The subcommittee chairman, Rep. Charles E. Bennett (D-Fla.), praised Jackson for “plugging away against a solid wall of apathy.” And another member, California Rep. Duncan L. Hunter (R-Coronado), assailed Navy officers for distributing to reporters a copy of a letter they said Jackson wrote two weeks ago to friends on the Kitty Hawk, boasting that when he testified “Congress will eat it up” and that he might receive an award from President Reagan.

Hunter said the Navy was attempting to discredit Jackson through leaks to the press. “I don’t think that is an appropriate way for the Navy to operate,” he said. “You are demeaning this proceeding.”

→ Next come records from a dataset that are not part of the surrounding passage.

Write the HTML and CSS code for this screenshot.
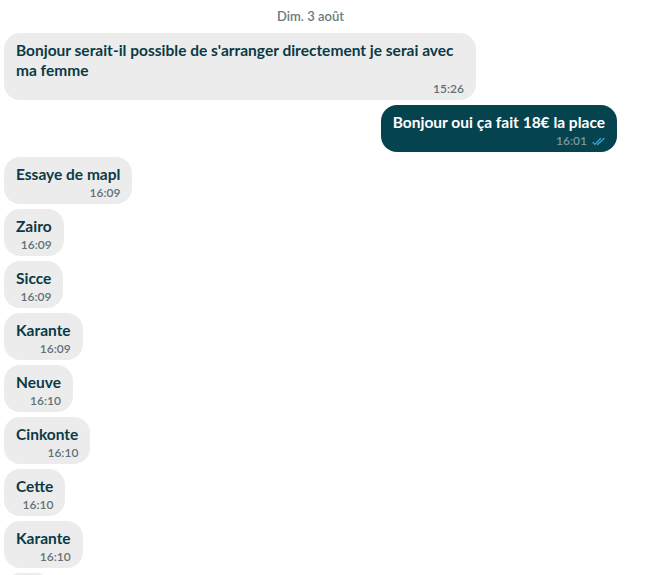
FILE: index.html
```
<!DOCTYPE html>
<html lang="fr">
<head>
  <meta charset="UTF-8" />
  <meta name="viewport" content="width=device-width, initial-scale=1.0"/>
  <title>Conversation</title>
  <link rel="stylesheet" href="styles.css">
</head>
<body>
  <div class="thread">
    <div class="day">Dim. 3 août</div>

    <div class="msg in">
      <div class="msg-text">Bonjour serait-il possible de s'arranger directement je serai avec ma femme</div>
      <div class="msg-meta">15:26</div>
    </div>

    <div class="msg out">
      <div class="msg-text">Bonjour oui ça fait 18€ la place</div>
      <div class="msg-meta">16:01
        <svg class="read" width="13" height="9" viewBox="0 0 13 9" fill="none" stroke="currentColor" stroke-width="1.2" stroke-linecap="round">
          <path d="M1 5.5 L3 7.5 L8.5 1.5"/>
          <path d="M5.5 7.5 L12 1.5"/>
        </svg>
      </div>
    </div>

    <div class="msg in"><div class="msg-text">Essaye de mapl</div><div class="msg-meta">16:09</div></div>
    <div class="msg in"><div class="msg-text">Zairo</div><div class="msg-meta">16:09</div></div>
    <div class="msg in"><div class="msg-text">Sicce</div><div class="msg-meta">16:09</div></div>
    <div class="msg in"><div class="msg-text">Karante</div><div class="msg-meta">16:09</div></div>
    <div class="msg in"><div class="msg-text">Neuve</div><div class="msg-meta">16:10</div></div>
    <div class="msg in"><div class="msg-text">Cinkonte</div><div class="msg-meta">16:10</div></div>
    <div class="msg in"><div class="msg-text">Cette</div><div class="msg-meta">16:10</div></div>
    <div class="msg in"><div class="msg-text">Karante</div><div class="msg-meta">16:10</div></div>
    <div class="msg in tail"></div>
  </div>
</body>
</html>
```

FILE: styles.css
```
* { margin: 0; padding: 0; box-sizing: border-box; }
body {
  font-family: Lato, "Liberation Sans", sans-serif;
  background: #fff;
  color: #0a3a46;
  overflow: hidden;
}
.thread {
  width: 613px;
  margin-left: 4px;
  display: flex;
  flex-direction: column;
  gap: 5px;
}
.day {
  text-align: center;
  font-size: 13px;
  font-weight: 600;
  color: #6a7a7f;
  line-height: 14px;
  padding: 9px 0 5px;
}
.msg {
  max-width: 472px;
  padding: 7px 12px 4px;
  border-radius: 16px;
  display: flex;
  flex-direction: column;
}
.msg.in { align-self: flex-start; background: #ececec; }
.msg.out { align-self: flex-end; background: #05444f; color: #fff; }
.msg.tail { width: 48px; height: 47px; }
.msg-text {
  font-size: 15.5px;
  font-weight: 700;
  line-height: 20px;
}
.msg-meta {
  align-self: flex-end;
  margin-top: 2px;
  font-size: 12px;
  font-weight: 600;
  line-height: 14px;
  color: #5f7278;
  display: flex;
  align-items: center;
  gap: 5px;
}
.msg.out .msg-meta { color: #7b959b; }
.read { color: #3aa6dd; }
```
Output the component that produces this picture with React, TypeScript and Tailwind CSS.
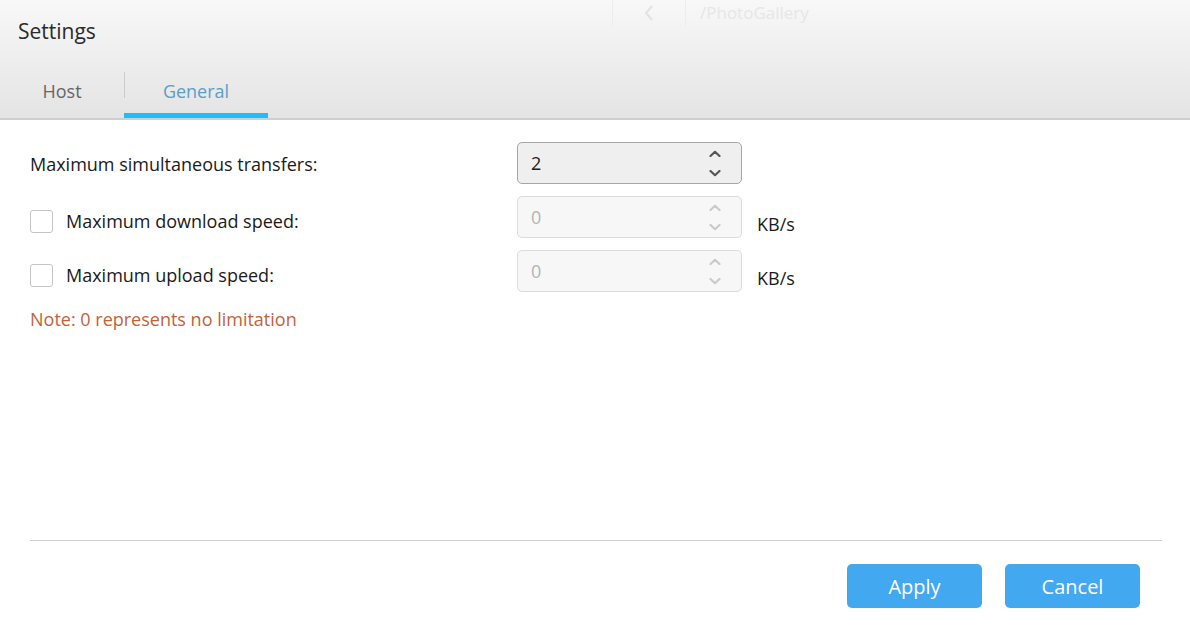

‘Voluntarily Made Available’

A copy of the letter bore the notation that it was “voluntarily made available” to the Kitty Hawk’s officers by the individuals who received it. One of Jackson’s lawyers, Randy Whaley, said the Navy’s disclosure of the letter was “an attempt to slander Bob Jackson.”

Meanwhile, the chief of naval operations, Adm. James D. Watkins, said in a letter Tuesday to Sen. Pete Wilson (R-Calif.) that seven of Jackson’s 11 allegations of wrongdoing on the Kitty Hawk were not substantiated by the Navy’s internal investigation.

“Four were found to have a degree of merit,” he wrote. “I am not proud of our record, but I am pleased to tell you that while we found individual and systemic shortcomings, we found absolutely no evidence of fraud or of any individual seeking personal monetary gain.”

He said he is moving to correct “a mind-set that says achievement of readiness in the short term is such an overriding goal that it justifies bending, even breaking, the rules. . . . We have to change that attitude.”